======== Information shown
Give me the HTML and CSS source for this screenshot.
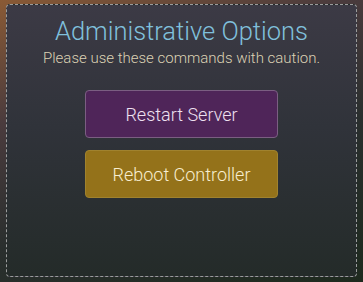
FILE: index.html
```html
<!DOCTYPE html>
<html>
<head>
<meta charset="utf-8">
<link rel="stylesheet" href="styles.css">
</head>
<body>
<div class="page">
  <section class="card">
    <h1 class="title">Administrative Options</h1>
    <p class="subtitle">Please use these commands with caution.</p>
    <div class="actions">
      <button class="btn btn-restart">Restart Server</button>
      <button class="btn btn-reboot">Reboot Controller</button>
    </div>
  </section>
</div>
</body>
</html>
```
FILE: styles.css
```css
html, body {
  margin: 0;
  padding: 0;
}
body {
  width: 363px;
  height: 282px;
  overflow: hidden;
  font-family: Roboto, "Liberation Sans", sans-serif;
}
.page {
  box-sizing: border-box;
  width: 363px;
  height: 282px;
  padding: 4px 6px 5px 6px;
  background: linear-gradient(160deg, #8a5a35 0%, #4a3b3d 30%, #2a2f2e 60%, #1e2a1e 100%);
}
.card {
  box-sizing: border-box;
  height: 100%;
  border: 1px dashed #9a9c9c;
  border-radius: 4px;
  background: linear-gradient(180deg, #3c3a45 0%, #30333a 45%, #242b29 100%);
  display: flex;
  flex-direction: column;
  align-items: center;
  padding-top: 10px;
}
.title {
  margin: 0;
  font-weight: 300;
  font-size: 25.5px;
  line-height: 32px;
  color: #80c0dc;
}
.subtitle {
  margin: 2px 0 0 0;
  font-weight: 300;
  font-size: 15px;
  line-height: 18px;
  color: #dcd2b4;
}
.actions {
  margin-top: 23px;
  display: flex;
  flex-direction: column;
  gap: 12px;
}
.btn {
  box-sizing: border-box;
  width: 193px;
  height: 48px;
  border-radius: 4px;
  font-family: Roboto, "Liberation Sans", sans-serif;
  font-weight: 300;
  font-size: 18px;
  cursor: pointer;
}
.btn-restart {
  background: #4f2559;
  border: 1px solid #7b5e82;
  color: #eee0f0;
}
.btn-reboot {
  background: #94721a;
  border: 1px solid #a0822e;
  color: #f8eed0;
}
```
================
Repeat the material above word for word, please, apart from its images.

Give me the HTML and CSS source for this screenshot.
FILE: index.html
```html
<!DOCTYPE html>
<html>
<head>
<meta charset="utf-8">
<link rel="stylesheet" href="styles.css">
</head>
<body>
<div class="page">
  <section class="card">
    <h1 class="title">Administrative Options</h1>
    <p class="subtitle">Please use these commands with caution.</p>
    <div class="actions">
      <button class="btn btn-restart">Restart Server</button>
      <button class="btn btn-reboot">Reboot Controller</button>
    </div>
  </section>
</div>
</body>
</html>
```
FILE: styles.css
```css
html, body {
  margin: 0;
  padding: 0;
}
body {
  width: 363px;
  height: 282px;
  overflow: hidden;
  font-family: Roboto, "Liberation Sans", sans-serif;
}
.page {
  box-sizing: border-box;
  width: 363px;
  height: 282px;
  padding: 4px 6px 5px 6px;
  background: linear-gradient(160deg, #8a5a35 0%, #4a3b3d 30%, #2a2f2e 60%, #1e2a1e 100%);
}
.card {
  box-sizing: border-box;
  height: 100%;
  border: 1px dashed #9a9c9c;
  border-radius: 4px;
  background: linear-gradient(180deg, #3c3a45 0%, #30333a 45%, #242b29 100%);
  display: flex;
  flex-direction: column;
  align-items: center;
  padding-top: 10px;
}
.title {
  margin: 0;
  font-weight: 300;
  font-size: 25.5px;
  line-height: 32px;
  color: #80c0dc;
}
.subtitle {
  margin: 2px 0 0 0;
  font-weight: 300;
  font-size: 15px;
  line-height: 18px;
  color: #dcd2b4;
}
.actions {
  margin-top: 23px;
  display: flex;
  flex-direction: column;
  gap: 12px;
}
.btn {
  box-sizing: border-box;
  width: 193px;
  height: 48px;
  border-radius: 4px;
  font-family: Roboto, "Liberation Sans", sans-serif;
  font-weight: 300;
  font-size: 18px;
  cursor: pointer;
}
.btn-restart {
  background: #4f2559;
  border: 1px solid #7b5e82;
  color: #eee0f0;
}
.btn-reboot {
  background: #94721a;
  border: 1px solid #a0822e;
  color: #f8eed0;
}
```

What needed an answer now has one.